Temporomandibular joint dysfunction and disorders in the development of the mandible in patients with juvenile idiopathic arthritis - preliminary study.

Advances in clinical and experimental medicine : official organ Wroclaw Medical University

PubMedID: 25491696

Górska A, Przystupa W, Rutkowska-Sak L, Kwiatkowska M, Chlabicz S, Szarmach I. Temporomandibular joint dysfunction and disorders in the development of the mandible in patients with juvenile idiopathic arthritis - preliminary study. Adv Clin Exp Med. 2014;23(5):797-804.
BACKGROUND
The temporomandibular joint (TMJ) may be affected unilaterally or bilaterally in the course of juvenile idiopathic arthritis (JIA). Permanent complications involve joint damage or stiffness and disorders in the development of the mandible, such as micrognathia, posterior rotation of the mandible, crowding and protrusion of the front teeth and malocclusion.

OBJECTIVES
The aim of the study was the clinical and radiological assessment of TMJ dysfunctions and disorders in the development of the mandible in patients suffering from JIA, depending on the duration of the disease.

MATERIAL AND METHODS
The research involved 46 patients with JIA, recognized according to the criteria established by the International League of Associations for Rheumatology (ILAR). Among the patients, 20 suffered from polyarticular JIA and 26 from pauciarticular JIA. The clinical assessment included determination of the facial profile according to Ricketts, intraoral assessment according to Angle's classification and canine class. There were 15 patients (9 with polyarticular and 6 with pauciarticular JIA) qualified for radiological examination.
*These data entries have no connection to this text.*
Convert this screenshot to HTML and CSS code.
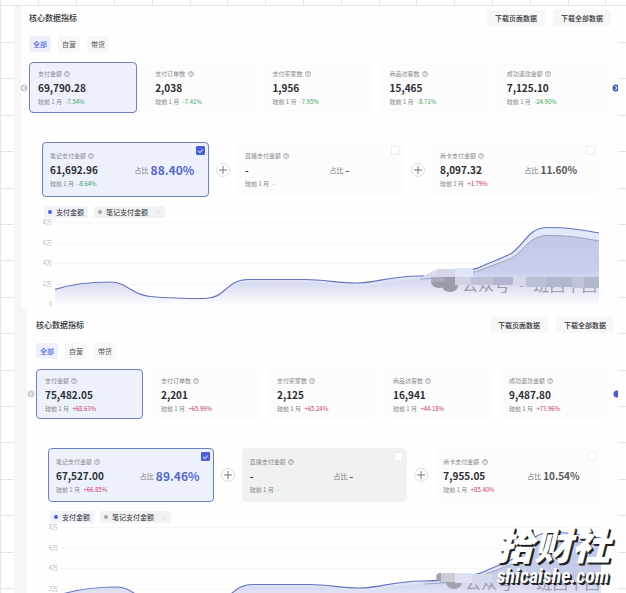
FILE: index.html
```
<!DOCTYPE html>
<html lang="zh-CN">
<head>
<meta charset="utf-8">
<title>核心数据指标</title>
<link rel="stylesheet" href="styles.css">
</head>
<body>
<svg class="defs" width="0" height="0" aria-hidden="true">
  <defs>
    <linearGradient id="fillBlue" x1="0" y1="0" x2="0" y2="1">
      <stop offset="0" stop-color="#e3e8fb"/><stop offset="0.7" stop-color="#dfe3f6"/><stop offset="1" stop-color="#fdfdff"/>
    </linearGradient>
    <linearGradient id="fillGrey" x1="0" y1="0" x2="0" y2="1">
      <stop offset="0" stop-color="#c3c8e6"/><stop offset="0.5" stop-color="#c8cdeb"/><stop offset="0.75" stop-color="#dfe2f4"/><stop offset="1" stop-color="#fdfdff"/>
    </linearGradient>
    <symbol id="help" viewBox="0 0 12 12">
      <circle cx="6" cy="6" r="5" fill="none" stroke="currentColor" stroke-width="1.300"/>
      <path d="M4.500 4.800a1.500 1.500 0 1 1 2.200 1.300c-.5.3-.7.5-.7 1.100M6 8.200v.9" fill="none" stroke="currentColor" stroke-width="1.300"/>
    </symbol>
    <symbol id="plus" viewBox="0 0 14 14">
      <circle cx="7" cy="7" r="6.400" fill="#fff" stroke="#dcdcdc"/>
      <path d="M7 3v8M3 7h8" stroke="#777" fill="none"/>
    </symbol>
    <symbol id="trend" viewBox="0 0 544 83" preserveAspectRatio="none">
      <path d="M0 .5H544M0 21.500H544M0 41.500H544M0 62.500H544" stroke="#f4f6f7" fill="none"/>
      <path d="M0 67.500C14 63 32 60 56 60C72 60 76 73 95 74.500C112 76 125 76.500 150 76.500C170 76.500 172 57.500 193 57.500H250C270 57.500 282 61 301 61C323 61 330 54.500 365 54C395 53.500 408 50 423 46C438 39 448 36 457 31C471 20 474 5.500 493 5.500C512 5.500 522 7 544 11V83H0Z" fill="url(#fillBlue)"/>
      <path d="M0 69C14 64 32 61 56 61C72 61 76 74 95 75.500C112 77 125 77.500 150 77.500C170 77.500 172 60 193 60H250C270 60 282 63.500 301 63.500C323 63.500 330 58 365 57C395 56 408 53 423 49C438 43 448 40 457 36C471 27 474 13.500 493 13.500C512 13.500 522 15 544 19V83H0Z" fill="url(#fillGrey)"/>
      <path d="M365 57C395 56 408 53 423 49C438 43 448 40 457 36C471 27 474 13.500 493 13.500C512 13.500 522 15 544 19" fill="none" stroke="#9da2bd"/>
      <path d="M0 67.500C14 63 32 60 56 60C72 60 76 73 95 74.500C112 76 125 76.500 150 76.500C170 76.500 172 57.500 193 57.500H250C270 57.500 282 61 301 61C323 61 330 54.500 365 54C395 53.500 408 50 423 46C438 39 448 36 457 31C471 20 474 5.500 493 5.500C512 5.500 522 7 544 11" fill="none" stroke="#6573c3" stroke-width="1.200"/>
    </symbol>
  </defs>
</svg>

<div class="page">
  <svg class="backdrop" aria-hidden="true">
    <path d="M.5 0V593M38.500 0V6M76.500 0V6M114.500 0V6M152.500 0V6M190.500 0V6M227.500 0V6M265.500 0V6M303.500 0V6M341.500 0V6M379.500 0V6M416.500 0V6M454.500 0V6M492.500 0V6M530.500 0V6M568.500 0V6M605.500 0V6M0 5.500H626M0 42.500H626M0 78.500H626M0 115.500H626M0 151.500H626M0 188.500H626M0 224.500H626M0 260.500H626M0 297.500H626M0 333.500H626M0 370.500H626M0 406.500H626M0 442.500H626M0 479.500H626M0 515.500H626M0 552.500H626M0 588.500H626" stroke="#e6e6e6" fill="none"/>
  </svg>
  <main class="sheet">

    <section class="panel first">
      <header class="head">
        <h2>核心数据指标</h2>
        <div class="actions"><button type="button">下载页面数据</button><button type="button">下载全部数据</button></div>
      </header>
      <nav class="tabs"><button type="button" class="on">全部</button><button type="button">自营</button><button type="button">带货</button></nav>
      <div class="metrics">
        <button type="button" class="arrow prev" aria-label="上一页"><svg viewBox="0 0 8 8"><circle cx="4" cy="4" r="3.500" fill="#cfcfcf"/><path d="M4.800 2L3 4l1.800 2" stroke="#fff" fill="none"/></svg></button>
        <article class="card on"><p class="label">支付金额 <svg><use href="#help"/></svg></p><p class="value">69,790.28</p><p class="cmp">较前 1 月 <b class="down">-7.54%</b></p></article>
        <article class="card"><p class="label">支付订单数 <svg><use href="#help"/></svg></p><p class="value">2,038</p><p class="cmp">较前 1 月 <b class="down">-7.41%</b></p></article>
        <article class="card"><p class="label">支付买家数 <svg><use href="#help"/></svg></p><p class="value">1,956</p><p class="cmp">较前 1 月 <b class="down">-7.95%</b></p></article>
        <article class="card"><p class="label">商品访客数 <svg><use href="#help"/></svg></p><p class="value">15,465</p><p class="cmp">较前 1 月 <b class="down">-8.71%</b></p></article>
        <article class="card"><p class="label">成功退款金额 <svg><use href="#help"/></svg></p><p class="value">7,125.10</p><p class="cmp">较前 1 月 <b class="down">-24.90%</b></p></article>
        <button type="button" class="arrow next" aria-label="下一页"><svg viewBox="0 0 8 8"><circle cx="4" cy="4" r="3.500" fill="#4a5bd4"/><path d="M3.200 2L5 4 3.200 6" stroke="#fff" fill="none"/></svg></button>
      </div>
      <div class="detail">
        <div class="parts">
          <article class="card part on"><input type="checkbox" aria-label="笔记支付金额" checked><p class="label">笔记支付金额 <svg><use href="#help"/></svg></p><div class="row"><p class="value">61,692.96</p><p class="share">占比 <b>88.40%</b></p></div><p class="cmp">较前 1 月 <b class="down">-8.64%</b></p></article>
          <svg class="plus"><use href="#plus"/></svg>
          <article class="card part"><input type="checkbox" aria-label="直播支付金额"><p class="label">直播支付金额 <svg><use href="#help"/></svg></p><div class="row"><p class="value">-</p><p class="share">占比 <b>-</b></p></div><p class="cmp">较前 1 月 <b>-</b></p></article>
          <svg class="plus"><use href="#plus"/></svg>
          <article class="card part"><input type="checkbox" aria-label="商卡支付金额"><p class="label">商卡支付金额 <svg><use href="#help"/></svg></p><div class="row"><p class="value">8,097.32</p><p class="share">占比 <b>11.60%</b></p></div><p class="cmp">较前 1 月 <b class="up">+1.79%</b></p></article>
        </div>
        <ul class="legend"><li class="blue">支付金额</li><li class="grey">笔记支付金额<span>×</span></li></ul>
        <div class="chart">
          <div class="axis"><span>8万</span><span>6万</span><span>4万</span><span>2万</span><span>0</span></div>
          <svg class="plot"><use href="#trend"/></svg>
          <svg class="mosaic" viewBox="0 0 176 32">
            <g fill="#999ba8"><ellipse cx="16" cy="14" rx="8" ry="6"/><ellipse cx="27" cy="18" rx="8" ry="6"/></g>
            <text x="39" y="23">公众号 · 班西十西</text>
            <path d="M0 8L12 2H30V10H0Z" fill="#d9dcf0"/>
            <path d="M14 1h18v9H14z" fill="#d3d7e8"/><path d="M32 0h18v10H32z" fill="#e0e4f5"/>
            <path d="M8 9h13v5H8z" fill="#a9acba"/><path d="M21 9h11v8H21z" fill="#9a9ca8"/>
            <path d="M32 9h16v8H32z" fill="#cfd2e1"/><path d="M48 9h22v8H48z" fill="#bfc3d8"/><path d="M70 9h20v8H70z" fill="#b2b6cd"/><path d="M90 9h13v9H90z" fill="#d5d8e8"/><path d="M103 9h20v10h-20z" fill="#bcc0d5"/><path d="M123 9h26v10h-26z" fill="#b3b7cd"/><path d="M149 9h12v11h-12z" fill="#c1c4d7"/><path d="M161 9h15v11h-15z" fill="#b3b7cd"/>
          </svg>
        </div>
      </div>
    </section>

    <section class="panel second">
      <header class="head">
        <h2>核心数据指标</h2>
        <div class="actions"><button type="button">下载页面数据</button><button type="button">下载全部数据</button></div>
      </header>
      <nav class="tabs"><button type="button" class="on">全部</button><button type="button">自营</button><button type="button">带货</button></nav>
      <div class="metrics">
        <button type="button" class="arrow prev" aria-label="上一页"><svg viewBox="0 0 8 8"><circle cx="4" cy="4" r="3.500" fill="#cfcfcf"/><path d="M4.800 2L3 4l1.800 2" stroke="#fff" fill="none"/></svg></button>
        <article class="card on"><p class="label">支付金额 <svg><use href="#help"/></svg></p><p class="value">75,482.05</p><p class="cmp">较前 1 月 <b class="up">+68.63%</b></p></article>
        <article class="card"><p class="label">支付订单数 <svg><use href="#help"/></svg></p><p class="value">2,201</p><p class="cmp">较前 1 月 <b class="up">+65.99%</b></p></article>
        <article class="card"><p class="label">支付买家数 <svg><use href="#help"/></svg></p><p class="value">2,125</p><p class="cmp">较前 1 月 <b class="up">+65.24%</b></p></article>
        <article class="card"><p class="label">商品访客数 <svg><use href="#help"/></svg></p><p class="value">16,941</p><p class="cmp">较前 1 月 <b class="up">+44.18%</b></p></article>
        <article class="card"><p class="label">成功退款金额 <svg><use href="#help"/></svg></p><p class="value">9,487.80</p><p class="cmp">较前 1 月 <b class="up">+73.96%</b></p></article>
        <button type="button" class="arrow next" aria-label="下一页"><svg viewBox="0 0 8 8"><circle cx="4" cy="4" r="3.500" fill="#4a5bd4"/></svg></button>
      </div>
      <div class="detail">
        <div class="parts">
          <article class="card part on"><input type="checkbox" aria-label="笔记支付金额" checked><p class="label">笔记支付金额 <svg><use href="#help"/></svg></p><div class="row"><p class="value">67,527.00</p><p class="share">占比 <b>89.46%</b></p></div><p class="cmp">较前 1 月 <b class="up">+66.85%</b></p></article>
          <svg class="plus"><use href="#plus"/></svg>
          <article class="card part muted"><input type="checkbox" aria-label="直播支付金额"><p class="label">直播支付金额 <svg><use href="#help"/></svg></p><div class="row"><p class="value">-</p><p class="share">占比 <b>-</b></p></div><p class="cmp">较前 1 月 <b>-</b></p></article>
          <svg class="plus"><use href="#plus"/></svg>
          <article class="card part"><input type="checkbox" aria-label="商卡支付金额"><p class="label">商卡支付金额 <svg><use href="#help"/></svg></p><div class="row"><p class="value">7,955.05</p><p class="share">占比 <b>10.54%</b></p></div><p class="cmp">较前 1 月 <b class="up">+85.40%</b></p></article>
        </div>
        <ul class="legend"><li class="blue">支付金额</li><li class="grey">笔记支付金额<span>×</span></li></ul>
        <div class="chart">
          <div class="axis"><span>8万</span><span>6万</span><span>4万</span><span>2万</span><span>0</span></div>
          <svg class="plot"><use href="#trend"/></svg>
          <svg class="mosaic" viewBox="0 0 176 32">
            <g fill="#a2a3ac"><ellipse cx="21" cy="4" rx="10" ry="6"/><ellipse cx="29" cy="9" rx="8" ry="7"/></g>
            <text x="40" y="16">公众号 · 班西十西</text>
            <path d="M16 0h14v9H16z" fill="#c9cbd6"/><path d="M30 0h17v10H30z" fill="#dfe2f2"/><path d="M47 1h20v9H47z" fill="#d5d9ec"/><path d="M67 1h33v9H67z" fill="#ccd0e6"/><path d="M100 1h76v9h-76z" fill="#bfc4df"/>
          </svg>
        </div>
      </div>
    </section>
  </main>
  <div class="brand"><strong>拾财社</strong><span>shicaishe.com</span></div>
</div>
</body>
</html>
```
FILE: styles.css
```
* { box-sizing: border-box; margin: 0; padding: 0; }

body {
  font-family: "Noto Sans CJK SC", sans-serif;
  color: #2b2d33;
  background: #fff;
}

.defs { position: absolute; }

.page {
  position: relative;
  height: 100vh;
  overflow: hidden;
  padding: 6px 8px 0 14px;
}

.backdrop {
  position: absolute;
  inset: 0;
  width: 100%;
  height: 100%;
}

.sheet {
  position: relative;
  background: #f6f6f6;
  overflow: hidden;
}

.panel { background: #fefefe; }
.first { margin-left: 7px; padding: 4px 7px 0 8px; }
.second { margin-left: 13px; padding: 8px 4px 0 9px; }

button {
  font: inherit;
  border: 0;
  color: inherit;
  background: #f7f7f7;
  border-radius: 2px;
}

.head {
  display: flex;
  justify-content: space-between;
  align-items: center;
}

h2 { font-size: 8px; line-height: 16px; font-weight: 500; }

.actions { display: flex; gap: 8px; }
.actions button { height: 16px; padding: 0 8px; font-size: 7px; line-height: 16px; font-weight: 500; }

.tabs { display: flex; gap: 7px; margin: 10px 0; }
.tabs button { height: 16px; padding: 0 4px; font-size: 7px; line-height: 16px; color: #555; }
.tabs .on { color: #4c61e0; background: #eef1fd; font-weight: 500; }

.metrics {
  position: relative;
  display: grid;
  grid-template-columns: repeat(5, 1fr);
  gap: 9px;
}
.first .metrics { margin-right: 5px; }
.second .metrics { margin-right: 7px; }

.arrow {
  position: absolute;
  top: 50%;
  width: 8px;
  height: 8px;
  margin-top: -4px;
  background: none;
}
.arrow svg { display: block; width: 8px; height: 8px; }
.prev { left: -9px; }
.next { right: -14px; }

.card {
  position: relative;
  padding: 6px 8px;
  border: 1px solid #fcfcfc;
  border-radius: 4px;
  background: #fcfcfc;
}
.card.on { border-color: #6d80c8; background: #edf1fc; }
.first .card { height: 51px; }
.second .card { height: 50px; }

.label, .cmp { font-size: 6px; line-height: 10px; color: #85878c; white-space: nowrap; }
.label svg { width: 6px; height: 6px; margin-left: 1px; vertical-align: -1px; }
.value { font-size: 10px; line-height: 18px; font-weight: 700; }
.cmp b { font-weight: 400; margin-left: 2px; }
.cmp .down { color: #3ba35a; }
.cmp .up { color: #c83a66; }

.detail { margin-top: 9px; padding: 19px 7px 0 13px; border-top: 1px solid #fafafa; }
.first .detail { padding-right: 12px; }
.second .detail { padding: 19px 13px 0 12px; }

.parts { display: flex; align-items: center; }
.card.part { flex: 1; padding: 7px 7px; }
.first .part { height: 55px; }
.second .part { height: 54px; }
.card.muted { background: #f0f1f1; border-color: #f0f1f1; }
.part .value { flex: 0 0 56%; }
.part .label { line-height: 11px; }

.plus { flex: none; width: 14px; height: 14px; margin: 0 7px; }

.row { display: flex; align-items: center; }
.share { display: flex; align-items: center; gap: 2px; font-size: 7px; line-height: 18px; color: #777; }
.share b { font-size: 10px; font-weight: 700; color: #555; }
.on .share b { font-size: 12px; color: #5466cf; }

input[type="checkbox"] {
  position: absolute;
  top: 3px;
  right: 3px;
  width: 9px;
  height: 9px;
  appearance: none;
  border: 1px solid #ececec;
  border-radius: 1px;
  background: #fff;
}
input[type="checkbox"]:checked { border-color: #4a5ee0; background: #4a5ee0; }
input:checked::after {
  content: "";
  display: block;
  width: 4px;
  height: 2px;
  margin: 2px auto 0;
  border: solid #c9d0ff;
  border-width: 0 0 1px 1px;
  transform: rotate(-45deg);
}

.legend { display: flex; gap: 6px; list-style: none; margin: 9px 0 4px 2px; }
.legend li {
  display: flex;
  align-items: center;
  height: 12px;
  padding: 0 4px;
  font-size: 7px;
  border-radius: 2px;
  background: #f1f3fb;
}
.legend li::before { content: ""; width: 4px; height: 4px; margin-right: 4px; border-radius: 50%; background: #4a5ee0; }
.legend .grey { background: #f2f2f2; }
.legend .grey::before { background: #a5a5a5; }
.legend span { margin-left: 6px; color: #ddd; }

.chart { position: relative; display: flex; height: 87px; }
.axis {
  width: 13px;
  height: 92px;
  margin: -5px 0;
  display: flex;
  flex: none;
  flex-direction: column;
  justify-content: space-between;
  padding-right: 3px;
  text-align: right;
  white-space: nowrap;
  font-size: 6px;
  line-height: 10px;
  color: #b5b8bc;
}
.plot { flex: 1; min-width: 0; height: 83px; }
.mosaic { position: absolute; right: 0; top: 46px; width: 176px; height: 32px; }
.mosaic text { font-size: 16px; fill: #999ca9; }

.brand {
  position: absolute;
  right: 16px;
  bottom: 6px;
  display: flex;
  flex-direction: column;
  align-items: center;
  color: #fff;
  font-style: italic;
  text-shadow: 1px 1px 0 #222, 2px 2px 0 #222;
}
.brand strong { font-size: 38px; line-height: 42px; font-weight: 900; }
.brand span { font-family: "Roboto Condensed", "Liberation Sans Narrow", "Liberation Sans", sans-serif; font-size: 20px; line-height: 22px; font-weight: 700; }
```
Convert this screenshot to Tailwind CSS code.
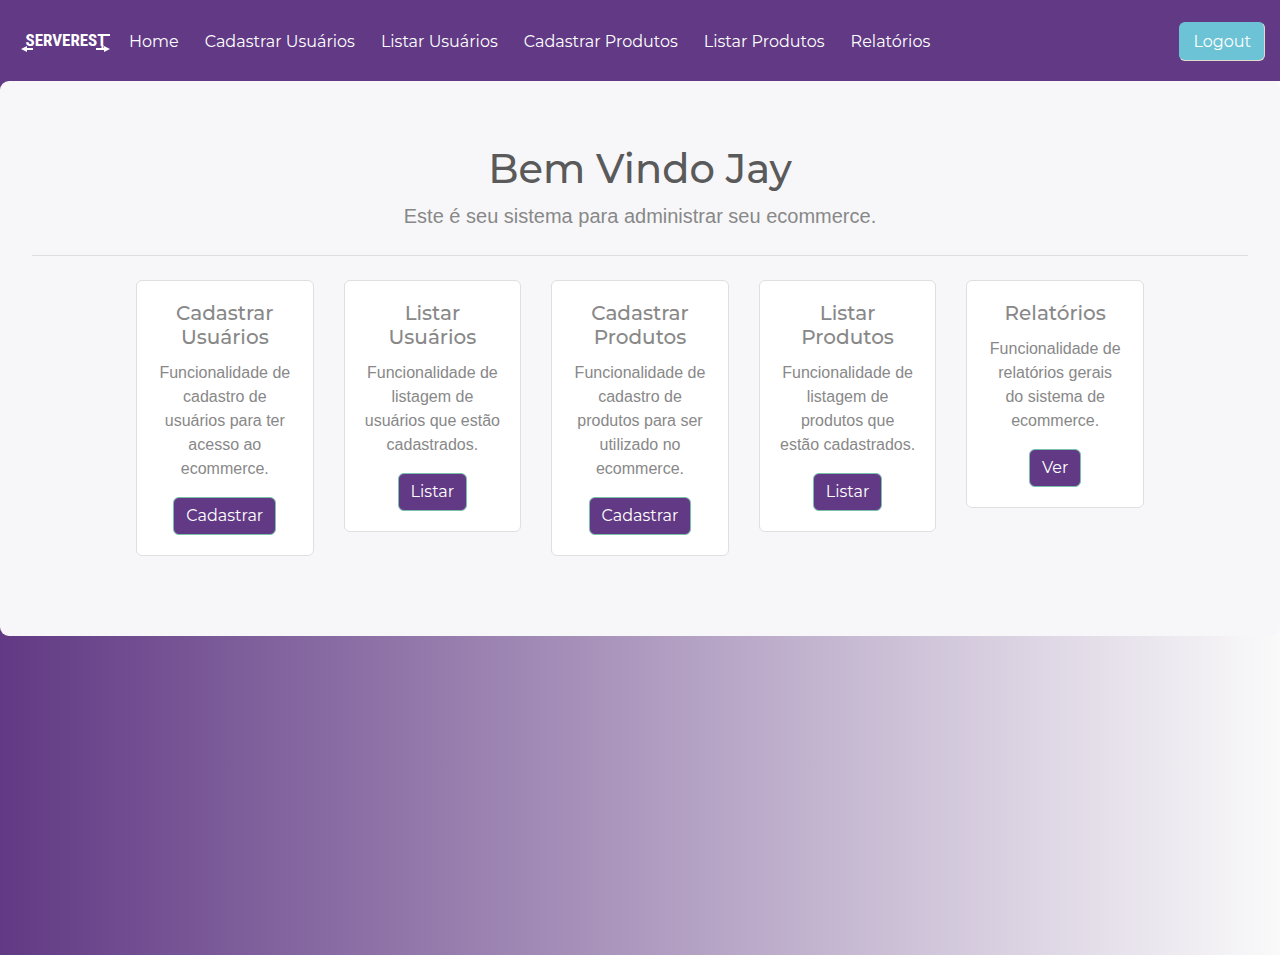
<!DOCTYPE html>
<html lang="pt-BR">
<head>
<meta charset="utf-8">
<meta name="viewport" content="width=device-width, initial-scale=1">
<title>Serverest</title>
<script src="https://cdn.jsdelivr.net/npm/@tailwindcss/browser@4"></script>
</head>
<body class="min-h-screen bg-linear-to-r/srgb from-[#613984] to-[#fafafa] font-['Liberation_Sans',Arial,sans-serif] text-base text-[#888888]">
<nav class="flex items-center bg-[#613984] px-4 pt-[22px] pb-5 font-['Montserrat','Inter',sans-serif] leading-6 text-white">
  <a href="#" aria-label="Serverest" class="ml-1 mr-[17px] flex w-[92px] shrink-0">
    <svg viewBox="0 0 92 28" class="h-7 w-full" fill="none" stroke="currentColor">
      <text x="46" y="18" text-anchor="middle" font-family="'Roboto Condensed','Open Sans Condensed','Roboto','Liberation Sans',sans-serif" font-weight="700" font-size="17" fill="currentColor" stroke="none">SERVEREST</text>
      <path d="M78 7H90" stroke-width="2"/>
      <path d="M82.500 17V22" stroke-width="2"/>
      <path d="M6 21H13M76 21H86" stroke-width="2"/>
      <path d="M1 21L7 18V24ZM90 21L84 18V24Z" fill="currentColor" stroke="none"/>
    </svg>
  </a>
  <div class="flex flex-1 gap-[26px] whitespace-nowrap">
    <a href="#">Home</a>
    <a href="#">Cadastrar Usuários</a>
    <a href="#">Listar Usuários</a>
    <a href="#">Cadastrar Produtos</a>
    <a href="#">Listar Produtos</a>
    <a href="#">Relatórios</a>
  </div>
  <button type="button" class="-mr-px h-[39px] rounded-md border border-[#6cc3d5] border-r-[#e2dccf] border-b-[#e2dccf] bg-[#6cc3d5] px-[13px]">Logout</button>
</nav>
<div class="bg-linear-to-r/srgb from-[#613984] to-[#fafafa]">
<main class="rounded-[9px] bg-[#f7f7f9] px-8 pt-16 pb-20 text-center">
  <h1 class="mb-2 font-['Montserrat','Inter',sans-serif] text-[40px] leading-12 font-medium text-[#5a5a5a]">Bem Vindo Jay</h1>
  <p class="text-xl leading-[30px]">Este é seu sistema para administrar seu ecommerce.</p>
  <hr class="my-6 border-[#dedee0]">
  <div class="mx-auto grid max-w-[1008px] grid-cols-5 items-start gap-[30px]">
    <article class="rounded-md border border-[#dfdfdf] bg-white p-5">
      <h2 class="mb-3 font-['Montserrat','Inter',sans-serif] text-xl leading-6 font-medium">Cadastrar Usuários</h2>
      <p class="mb-4">Funcionalidade de cadastro de usuários para ter acesso ao ecommerce.</p>
      <button type="button" class="block mx-auto h-[38px] rounded-md border border-[#78c2ad] bg-[#613984] px-3 font-['Montserrat','Inter',sans-serif] text-white">Cadastrar</button>
    </article>
    <article class="rounded-md border border-[#dfdfdf] bg-white p-5">
      <h2 class="mb-3 font-['Montserrat','Inter',sans-serif] text-xl leading-6 font-medium">Listar Usuários</h2>
      <p class="mb-4">Funcionalidade de listagem de usuários que estão cadastrados.</p>
      <button type="button" class="block mx-auto h-[38px] rounded-md border border-[#78c2ad] bg-[#613984] px-3 font-['Montserrat','Inter',sans-serif] text-white">Listar</button>
    </article>
    <article class="rounded-md border border-[#dfdfdf] bg-white p-5">
      <h2 class="mb-3 font-['Montserrat','Inter',sans-serif] text-xl leading-6 font-medium">Cadastrar Produtos</h2>
      <p class="mb-4">Funcionalidade de cadastro de produtos para ser utilizado no ecommerce.</p>
      <button type="button" class="block mx-auto h-[38px] rounded-md border border-[#78c2ad] bg-[#613984] px-3 font-['Montserrat','Inter',sans-serif] text-white">Cadastrar</button>
    </article>
    <article class="rounded-md border border-[#dfdfdf] bg-white p-5">
      <h2 class="mb-3 font-['Montserrat','Inter',sans-serif] text-xl leading-6 font-medium">Listar Produtos</h2>
      <p class="mb-4">Funcionalidade de listagem de produtos que estão cadastrados.</p>
      <button type="button" class="block mx-auto h-[38px] rounded-md border border-[#78c2ad] bg-[#613984] px-3 font-['Montserrat','Inter',sans-serif] text-white">Listar</button>
    </article>
    <article class="rounded-md border border-[#dfdfdf] bg-white p-5">
      <h2 class="mb-3 font-['Montserrat','Inter',sans-serif] text-xl leading-6 font-medium">Relatórios</h2>
      <p class="mb-4">Funcionalidade de relatórios gerais do sistema de ecommerce.</p>
      <button type="button" class="block mx-auto h-[38px] rounded-md border border-[#78c2ad] bg-[#613984] px-3 font-['Montserrat','Inter',sans-serif] text-white">Ver</button>
    </article>
  </div>
</main>
</div>
</body>
</html>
The location of the mandible was determined with the use of a lateral cephalometric image on the basis of a compilation of various analyses.

RESULTS
Out of the 46 patients, 15 individuals (32.6%) displayed clinical features of TMJ dysfunction (pain, clicking, crepitus). Of these, 6 patients (40.0%) reported disorders in mandibular development typical of JIA in the form of retrognathia and posterior rotation of the mandible. According to the grading system developed by Rohlin and Petersson, articular surface damage was considerably higher in the patients with a longer history of the disease (p < 0.01) and positively correlated with the deficit in mandible growth (r = 0.66, p < 0.008).

CONCLUSIONS
Early detection of temporomandibular joint damage, even in the case of juvenile idiopathic arthritis with a low level of inflammation, may prevent permanent and significant facial deformities when combined with orthodontic treatment of disorders in the development of the mandible.